» **THE TASK**: Determine the number of lines where "index" occurs and reply with that number by itself.

» **RECORDED DATA**:
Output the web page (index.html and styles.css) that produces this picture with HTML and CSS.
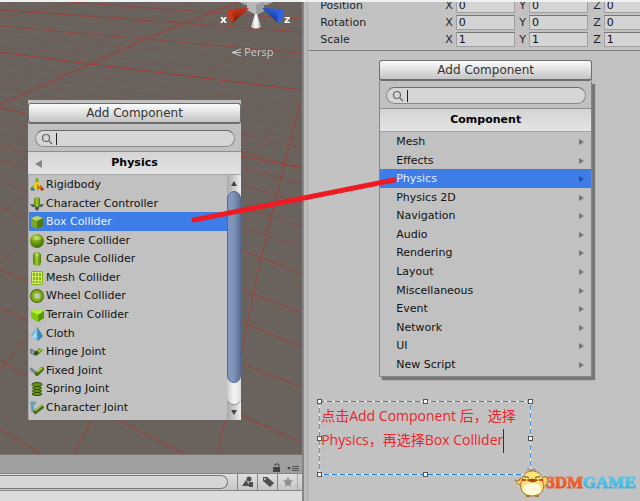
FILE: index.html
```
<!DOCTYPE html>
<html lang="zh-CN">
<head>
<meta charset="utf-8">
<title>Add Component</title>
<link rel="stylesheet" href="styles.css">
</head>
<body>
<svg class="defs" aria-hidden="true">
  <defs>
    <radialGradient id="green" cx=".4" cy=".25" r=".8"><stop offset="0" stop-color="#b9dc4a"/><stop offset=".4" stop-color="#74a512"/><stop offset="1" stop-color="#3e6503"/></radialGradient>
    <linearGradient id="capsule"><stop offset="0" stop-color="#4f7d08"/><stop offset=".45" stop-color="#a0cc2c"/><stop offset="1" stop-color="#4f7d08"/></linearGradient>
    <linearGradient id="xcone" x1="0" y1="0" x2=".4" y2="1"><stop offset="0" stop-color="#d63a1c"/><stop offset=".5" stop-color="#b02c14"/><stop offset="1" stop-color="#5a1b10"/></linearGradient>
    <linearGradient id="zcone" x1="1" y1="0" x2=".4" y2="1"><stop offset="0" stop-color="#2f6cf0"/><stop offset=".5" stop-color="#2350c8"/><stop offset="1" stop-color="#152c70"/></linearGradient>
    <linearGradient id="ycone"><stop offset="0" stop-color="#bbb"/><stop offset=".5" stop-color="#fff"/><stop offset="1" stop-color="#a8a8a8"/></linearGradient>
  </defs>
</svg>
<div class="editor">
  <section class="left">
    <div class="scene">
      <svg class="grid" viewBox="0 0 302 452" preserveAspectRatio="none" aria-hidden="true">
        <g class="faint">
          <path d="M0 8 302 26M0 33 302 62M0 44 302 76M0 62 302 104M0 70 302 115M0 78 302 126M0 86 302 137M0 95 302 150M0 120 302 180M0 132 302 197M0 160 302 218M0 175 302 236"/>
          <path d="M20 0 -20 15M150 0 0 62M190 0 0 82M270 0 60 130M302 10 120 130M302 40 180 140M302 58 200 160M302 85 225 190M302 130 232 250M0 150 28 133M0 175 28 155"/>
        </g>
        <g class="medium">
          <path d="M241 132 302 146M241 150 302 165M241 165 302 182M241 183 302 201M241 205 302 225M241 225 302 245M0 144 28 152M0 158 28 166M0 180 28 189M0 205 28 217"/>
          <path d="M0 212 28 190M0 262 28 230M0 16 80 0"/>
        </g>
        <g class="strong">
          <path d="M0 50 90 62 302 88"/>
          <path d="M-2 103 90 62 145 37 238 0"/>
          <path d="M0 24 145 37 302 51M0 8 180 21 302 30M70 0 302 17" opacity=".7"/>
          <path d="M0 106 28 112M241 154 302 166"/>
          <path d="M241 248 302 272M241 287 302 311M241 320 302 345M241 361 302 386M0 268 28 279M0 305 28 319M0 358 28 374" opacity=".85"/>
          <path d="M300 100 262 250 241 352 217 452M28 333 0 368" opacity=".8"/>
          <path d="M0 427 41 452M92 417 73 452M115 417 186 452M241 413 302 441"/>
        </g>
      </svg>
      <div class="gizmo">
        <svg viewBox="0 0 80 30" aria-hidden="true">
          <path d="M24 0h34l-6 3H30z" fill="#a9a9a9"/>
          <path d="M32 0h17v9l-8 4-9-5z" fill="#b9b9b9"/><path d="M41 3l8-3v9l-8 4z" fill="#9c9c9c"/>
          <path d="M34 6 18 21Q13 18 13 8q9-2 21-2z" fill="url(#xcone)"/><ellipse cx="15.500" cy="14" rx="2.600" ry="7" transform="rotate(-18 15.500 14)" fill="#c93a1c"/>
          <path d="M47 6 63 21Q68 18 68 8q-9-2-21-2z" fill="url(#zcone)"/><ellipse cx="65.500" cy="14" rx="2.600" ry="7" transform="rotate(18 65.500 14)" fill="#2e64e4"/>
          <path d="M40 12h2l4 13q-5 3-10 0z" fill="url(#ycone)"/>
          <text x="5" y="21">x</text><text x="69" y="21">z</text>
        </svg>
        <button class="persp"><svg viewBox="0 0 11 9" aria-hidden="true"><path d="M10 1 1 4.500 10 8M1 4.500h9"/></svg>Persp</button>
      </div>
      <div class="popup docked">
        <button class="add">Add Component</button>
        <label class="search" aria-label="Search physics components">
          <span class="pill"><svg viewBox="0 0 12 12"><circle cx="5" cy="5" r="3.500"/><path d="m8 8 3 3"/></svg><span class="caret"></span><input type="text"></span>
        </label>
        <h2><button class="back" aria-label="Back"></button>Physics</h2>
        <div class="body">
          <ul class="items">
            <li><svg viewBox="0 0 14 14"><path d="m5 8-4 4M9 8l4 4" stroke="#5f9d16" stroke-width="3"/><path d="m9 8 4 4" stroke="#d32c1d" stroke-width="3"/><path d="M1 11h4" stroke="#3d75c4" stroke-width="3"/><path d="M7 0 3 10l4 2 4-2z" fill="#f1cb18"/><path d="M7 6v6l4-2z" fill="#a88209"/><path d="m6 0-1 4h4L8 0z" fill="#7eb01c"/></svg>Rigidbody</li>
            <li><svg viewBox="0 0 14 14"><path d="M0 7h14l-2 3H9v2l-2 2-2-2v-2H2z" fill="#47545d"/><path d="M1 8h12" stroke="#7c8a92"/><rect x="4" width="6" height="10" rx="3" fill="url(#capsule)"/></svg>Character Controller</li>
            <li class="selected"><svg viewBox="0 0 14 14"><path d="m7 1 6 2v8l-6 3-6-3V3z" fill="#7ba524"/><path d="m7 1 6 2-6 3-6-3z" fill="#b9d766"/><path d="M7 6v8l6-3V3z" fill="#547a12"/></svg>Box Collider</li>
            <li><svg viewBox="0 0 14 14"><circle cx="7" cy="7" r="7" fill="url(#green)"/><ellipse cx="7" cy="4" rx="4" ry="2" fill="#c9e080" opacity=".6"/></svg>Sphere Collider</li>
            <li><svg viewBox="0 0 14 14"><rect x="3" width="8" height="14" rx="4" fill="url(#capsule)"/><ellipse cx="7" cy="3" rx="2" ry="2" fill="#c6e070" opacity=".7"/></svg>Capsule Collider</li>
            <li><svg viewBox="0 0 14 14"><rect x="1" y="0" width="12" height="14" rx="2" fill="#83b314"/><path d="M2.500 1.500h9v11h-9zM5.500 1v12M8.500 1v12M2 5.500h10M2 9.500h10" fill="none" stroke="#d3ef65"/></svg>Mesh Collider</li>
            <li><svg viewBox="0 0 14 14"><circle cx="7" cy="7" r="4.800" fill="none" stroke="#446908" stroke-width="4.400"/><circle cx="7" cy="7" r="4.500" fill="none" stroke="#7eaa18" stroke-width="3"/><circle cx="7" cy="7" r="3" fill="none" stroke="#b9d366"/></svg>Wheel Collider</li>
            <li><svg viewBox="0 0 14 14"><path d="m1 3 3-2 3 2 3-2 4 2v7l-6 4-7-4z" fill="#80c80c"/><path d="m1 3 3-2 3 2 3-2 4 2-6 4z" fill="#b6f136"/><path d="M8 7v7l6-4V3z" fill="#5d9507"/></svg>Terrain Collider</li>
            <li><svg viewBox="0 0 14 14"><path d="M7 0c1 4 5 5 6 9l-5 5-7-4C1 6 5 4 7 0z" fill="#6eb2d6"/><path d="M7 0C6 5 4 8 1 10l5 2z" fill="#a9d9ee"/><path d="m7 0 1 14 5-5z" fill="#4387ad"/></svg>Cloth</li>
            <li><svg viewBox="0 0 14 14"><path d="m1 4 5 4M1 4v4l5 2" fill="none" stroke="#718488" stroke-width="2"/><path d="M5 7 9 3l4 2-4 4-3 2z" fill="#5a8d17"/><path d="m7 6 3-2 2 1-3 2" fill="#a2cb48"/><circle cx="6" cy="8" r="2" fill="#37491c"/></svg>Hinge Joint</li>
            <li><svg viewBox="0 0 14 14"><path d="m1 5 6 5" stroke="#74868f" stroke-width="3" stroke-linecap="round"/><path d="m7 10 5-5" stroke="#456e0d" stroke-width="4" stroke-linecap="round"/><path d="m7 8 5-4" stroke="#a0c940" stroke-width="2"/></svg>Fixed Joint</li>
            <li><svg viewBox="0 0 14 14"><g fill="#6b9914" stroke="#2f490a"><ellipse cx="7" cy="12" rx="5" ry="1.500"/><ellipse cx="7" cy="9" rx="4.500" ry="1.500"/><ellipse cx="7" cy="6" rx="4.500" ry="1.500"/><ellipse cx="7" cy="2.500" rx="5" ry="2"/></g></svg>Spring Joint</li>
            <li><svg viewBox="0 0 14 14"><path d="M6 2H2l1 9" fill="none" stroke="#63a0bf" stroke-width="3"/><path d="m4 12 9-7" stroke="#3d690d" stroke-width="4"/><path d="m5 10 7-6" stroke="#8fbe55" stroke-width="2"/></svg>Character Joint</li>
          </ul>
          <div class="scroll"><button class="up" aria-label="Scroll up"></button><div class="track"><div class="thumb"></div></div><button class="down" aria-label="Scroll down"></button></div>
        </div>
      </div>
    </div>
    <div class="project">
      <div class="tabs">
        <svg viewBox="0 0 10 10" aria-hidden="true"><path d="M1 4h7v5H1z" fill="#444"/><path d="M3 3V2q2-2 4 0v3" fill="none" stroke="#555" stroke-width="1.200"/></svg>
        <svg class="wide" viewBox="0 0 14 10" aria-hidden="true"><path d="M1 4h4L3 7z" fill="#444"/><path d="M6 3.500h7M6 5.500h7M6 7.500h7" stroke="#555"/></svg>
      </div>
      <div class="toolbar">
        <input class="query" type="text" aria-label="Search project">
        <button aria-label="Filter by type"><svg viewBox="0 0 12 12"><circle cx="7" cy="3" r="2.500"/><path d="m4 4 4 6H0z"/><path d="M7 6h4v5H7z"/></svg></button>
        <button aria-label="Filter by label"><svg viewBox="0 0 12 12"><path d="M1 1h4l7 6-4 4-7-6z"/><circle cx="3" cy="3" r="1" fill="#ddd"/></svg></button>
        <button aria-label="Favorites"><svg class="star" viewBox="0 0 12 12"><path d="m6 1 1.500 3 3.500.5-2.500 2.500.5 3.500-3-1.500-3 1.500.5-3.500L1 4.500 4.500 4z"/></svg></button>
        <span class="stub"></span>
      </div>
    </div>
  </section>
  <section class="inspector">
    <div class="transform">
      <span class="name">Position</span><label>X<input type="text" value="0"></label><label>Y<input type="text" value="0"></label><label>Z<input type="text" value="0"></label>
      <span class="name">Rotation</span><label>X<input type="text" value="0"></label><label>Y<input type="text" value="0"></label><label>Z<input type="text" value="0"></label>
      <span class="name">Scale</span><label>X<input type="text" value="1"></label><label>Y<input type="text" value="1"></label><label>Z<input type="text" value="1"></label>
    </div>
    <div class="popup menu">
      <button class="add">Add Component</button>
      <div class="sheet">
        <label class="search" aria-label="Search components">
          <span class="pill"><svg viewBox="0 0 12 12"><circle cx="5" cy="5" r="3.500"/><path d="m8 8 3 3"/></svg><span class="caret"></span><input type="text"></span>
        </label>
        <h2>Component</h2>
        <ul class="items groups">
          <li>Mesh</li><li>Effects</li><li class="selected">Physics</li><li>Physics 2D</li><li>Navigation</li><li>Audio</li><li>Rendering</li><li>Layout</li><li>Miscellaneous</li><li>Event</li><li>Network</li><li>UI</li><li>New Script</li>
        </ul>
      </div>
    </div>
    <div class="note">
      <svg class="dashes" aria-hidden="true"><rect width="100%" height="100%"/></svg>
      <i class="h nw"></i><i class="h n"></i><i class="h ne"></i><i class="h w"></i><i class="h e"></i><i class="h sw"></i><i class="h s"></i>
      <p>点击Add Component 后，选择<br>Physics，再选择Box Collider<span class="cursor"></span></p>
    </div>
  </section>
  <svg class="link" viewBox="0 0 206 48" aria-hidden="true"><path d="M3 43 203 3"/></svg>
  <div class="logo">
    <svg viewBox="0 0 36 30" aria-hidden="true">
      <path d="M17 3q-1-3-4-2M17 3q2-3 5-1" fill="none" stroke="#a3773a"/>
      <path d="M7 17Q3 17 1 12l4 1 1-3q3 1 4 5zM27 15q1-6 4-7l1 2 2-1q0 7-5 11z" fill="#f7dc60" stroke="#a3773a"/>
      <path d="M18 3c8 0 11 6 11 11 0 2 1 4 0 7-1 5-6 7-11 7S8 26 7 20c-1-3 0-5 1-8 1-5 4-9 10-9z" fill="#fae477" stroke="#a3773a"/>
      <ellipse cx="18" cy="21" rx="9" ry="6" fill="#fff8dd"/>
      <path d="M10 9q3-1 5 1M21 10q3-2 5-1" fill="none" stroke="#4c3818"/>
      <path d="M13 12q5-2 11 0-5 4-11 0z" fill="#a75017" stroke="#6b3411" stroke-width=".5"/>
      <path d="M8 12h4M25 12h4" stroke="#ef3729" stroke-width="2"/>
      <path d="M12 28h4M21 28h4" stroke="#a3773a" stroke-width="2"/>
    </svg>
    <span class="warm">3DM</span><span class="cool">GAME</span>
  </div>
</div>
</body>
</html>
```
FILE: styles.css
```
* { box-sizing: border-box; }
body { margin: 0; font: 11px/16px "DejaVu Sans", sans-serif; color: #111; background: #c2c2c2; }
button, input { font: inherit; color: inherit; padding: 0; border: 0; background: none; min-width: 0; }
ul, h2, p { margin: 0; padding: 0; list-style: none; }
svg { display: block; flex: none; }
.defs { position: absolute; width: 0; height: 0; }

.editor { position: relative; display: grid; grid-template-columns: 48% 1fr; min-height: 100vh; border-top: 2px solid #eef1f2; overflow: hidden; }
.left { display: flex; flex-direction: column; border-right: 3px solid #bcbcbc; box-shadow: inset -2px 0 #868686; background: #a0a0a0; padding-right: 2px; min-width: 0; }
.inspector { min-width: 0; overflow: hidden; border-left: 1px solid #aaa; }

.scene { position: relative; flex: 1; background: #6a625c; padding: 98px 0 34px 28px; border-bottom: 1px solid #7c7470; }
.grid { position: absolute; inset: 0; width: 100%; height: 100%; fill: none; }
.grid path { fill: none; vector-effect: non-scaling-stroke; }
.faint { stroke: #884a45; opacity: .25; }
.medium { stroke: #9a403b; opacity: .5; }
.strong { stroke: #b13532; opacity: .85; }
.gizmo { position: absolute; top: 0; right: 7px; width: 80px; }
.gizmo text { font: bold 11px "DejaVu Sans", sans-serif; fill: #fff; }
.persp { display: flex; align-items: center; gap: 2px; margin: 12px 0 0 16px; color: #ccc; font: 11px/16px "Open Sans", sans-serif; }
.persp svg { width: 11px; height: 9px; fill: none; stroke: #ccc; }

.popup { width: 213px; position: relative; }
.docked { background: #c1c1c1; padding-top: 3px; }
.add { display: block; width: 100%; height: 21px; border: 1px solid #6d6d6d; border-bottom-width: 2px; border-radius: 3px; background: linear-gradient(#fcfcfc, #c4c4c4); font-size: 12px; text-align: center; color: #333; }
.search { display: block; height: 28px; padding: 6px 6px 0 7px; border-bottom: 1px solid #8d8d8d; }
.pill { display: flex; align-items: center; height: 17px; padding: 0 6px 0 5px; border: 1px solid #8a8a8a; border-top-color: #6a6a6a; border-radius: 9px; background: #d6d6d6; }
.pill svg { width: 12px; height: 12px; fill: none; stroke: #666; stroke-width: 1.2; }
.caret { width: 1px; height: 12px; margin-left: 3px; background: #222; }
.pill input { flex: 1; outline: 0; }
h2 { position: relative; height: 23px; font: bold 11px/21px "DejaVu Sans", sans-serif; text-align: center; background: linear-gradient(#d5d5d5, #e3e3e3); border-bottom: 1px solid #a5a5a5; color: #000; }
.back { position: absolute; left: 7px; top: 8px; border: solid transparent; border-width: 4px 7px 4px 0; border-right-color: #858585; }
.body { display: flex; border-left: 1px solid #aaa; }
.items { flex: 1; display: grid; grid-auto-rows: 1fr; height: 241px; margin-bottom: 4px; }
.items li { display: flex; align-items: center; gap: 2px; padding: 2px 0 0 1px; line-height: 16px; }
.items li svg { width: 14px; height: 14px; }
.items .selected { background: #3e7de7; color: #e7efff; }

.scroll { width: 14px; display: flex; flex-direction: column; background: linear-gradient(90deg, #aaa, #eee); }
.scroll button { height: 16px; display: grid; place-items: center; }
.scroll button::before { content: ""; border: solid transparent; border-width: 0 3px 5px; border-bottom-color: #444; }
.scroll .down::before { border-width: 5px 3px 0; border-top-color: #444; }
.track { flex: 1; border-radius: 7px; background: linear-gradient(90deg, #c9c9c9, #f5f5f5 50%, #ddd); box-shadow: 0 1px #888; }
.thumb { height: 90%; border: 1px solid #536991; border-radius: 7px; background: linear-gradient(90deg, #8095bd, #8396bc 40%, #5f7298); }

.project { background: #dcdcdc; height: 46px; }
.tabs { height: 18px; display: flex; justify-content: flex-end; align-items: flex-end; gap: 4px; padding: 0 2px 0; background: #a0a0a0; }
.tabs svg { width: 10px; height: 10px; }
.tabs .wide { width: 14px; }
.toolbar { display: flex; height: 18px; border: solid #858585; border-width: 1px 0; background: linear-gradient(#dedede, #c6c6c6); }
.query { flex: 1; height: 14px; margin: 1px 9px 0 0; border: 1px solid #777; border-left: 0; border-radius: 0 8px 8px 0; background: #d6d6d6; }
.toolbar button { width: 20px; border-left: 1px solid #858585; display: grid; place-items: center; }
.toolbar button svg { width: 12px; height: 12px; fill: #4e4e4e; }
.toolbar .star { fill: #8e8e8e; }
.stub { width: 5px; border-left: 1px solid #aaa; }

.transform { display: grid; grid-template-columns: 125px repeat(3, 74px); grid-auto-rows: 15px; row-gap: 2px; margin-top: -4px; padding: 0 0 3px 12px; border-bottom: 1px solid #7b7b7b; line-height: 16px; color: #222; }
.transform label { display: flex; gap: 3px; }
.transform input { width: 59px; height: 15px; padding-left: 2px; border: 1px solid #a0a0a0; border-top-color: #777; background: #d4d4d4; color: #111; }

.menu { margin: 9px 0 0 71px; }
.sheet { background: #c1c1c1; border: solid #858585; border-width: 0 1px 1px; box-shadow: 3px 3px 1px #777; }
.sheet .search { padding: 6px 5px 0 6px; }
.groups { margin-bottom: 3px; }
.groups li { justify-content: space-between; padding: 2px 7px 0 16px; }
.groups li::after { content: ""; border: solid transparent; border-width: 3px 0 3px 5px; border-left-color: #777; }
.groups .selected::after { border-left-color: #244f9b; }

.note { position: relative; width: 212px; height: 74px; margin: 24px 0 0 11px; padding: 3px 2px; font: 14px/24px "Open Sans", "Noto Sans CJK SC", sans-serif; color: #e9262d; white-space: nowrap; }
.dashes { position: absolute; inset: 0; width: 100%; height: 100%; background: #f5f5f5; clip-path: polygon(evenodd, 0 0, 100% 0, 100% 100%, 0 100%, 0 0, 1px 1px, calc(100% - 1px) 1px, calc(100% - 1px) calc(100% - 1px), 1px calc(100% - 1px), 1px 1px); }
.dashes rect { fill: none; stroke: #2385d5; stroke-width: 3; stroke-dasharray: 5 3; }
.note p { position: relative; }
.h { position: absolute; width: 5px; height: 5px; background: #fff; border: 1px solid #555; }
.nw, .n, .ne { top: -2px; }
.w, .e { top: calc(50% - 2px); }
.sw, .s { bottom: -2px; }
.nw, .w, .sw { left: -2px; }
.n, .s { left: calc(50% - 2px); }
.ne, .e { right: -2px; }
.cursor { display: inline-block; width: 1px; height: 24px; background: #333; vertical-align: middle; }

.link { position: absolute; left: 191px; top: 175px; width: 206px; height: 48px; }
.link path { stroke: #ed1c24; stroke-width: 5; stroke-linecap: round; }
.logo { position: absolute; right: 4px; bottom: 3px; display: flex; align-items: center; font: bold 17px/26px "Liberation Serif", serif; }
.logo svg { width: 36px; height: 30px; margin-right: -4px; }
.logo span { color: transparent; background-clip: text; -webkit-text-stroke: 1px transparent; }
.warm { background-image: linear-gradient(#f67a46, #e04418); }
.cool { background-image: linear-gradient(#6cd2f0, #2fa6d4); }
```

» **SOLVED EXERCISE**: 2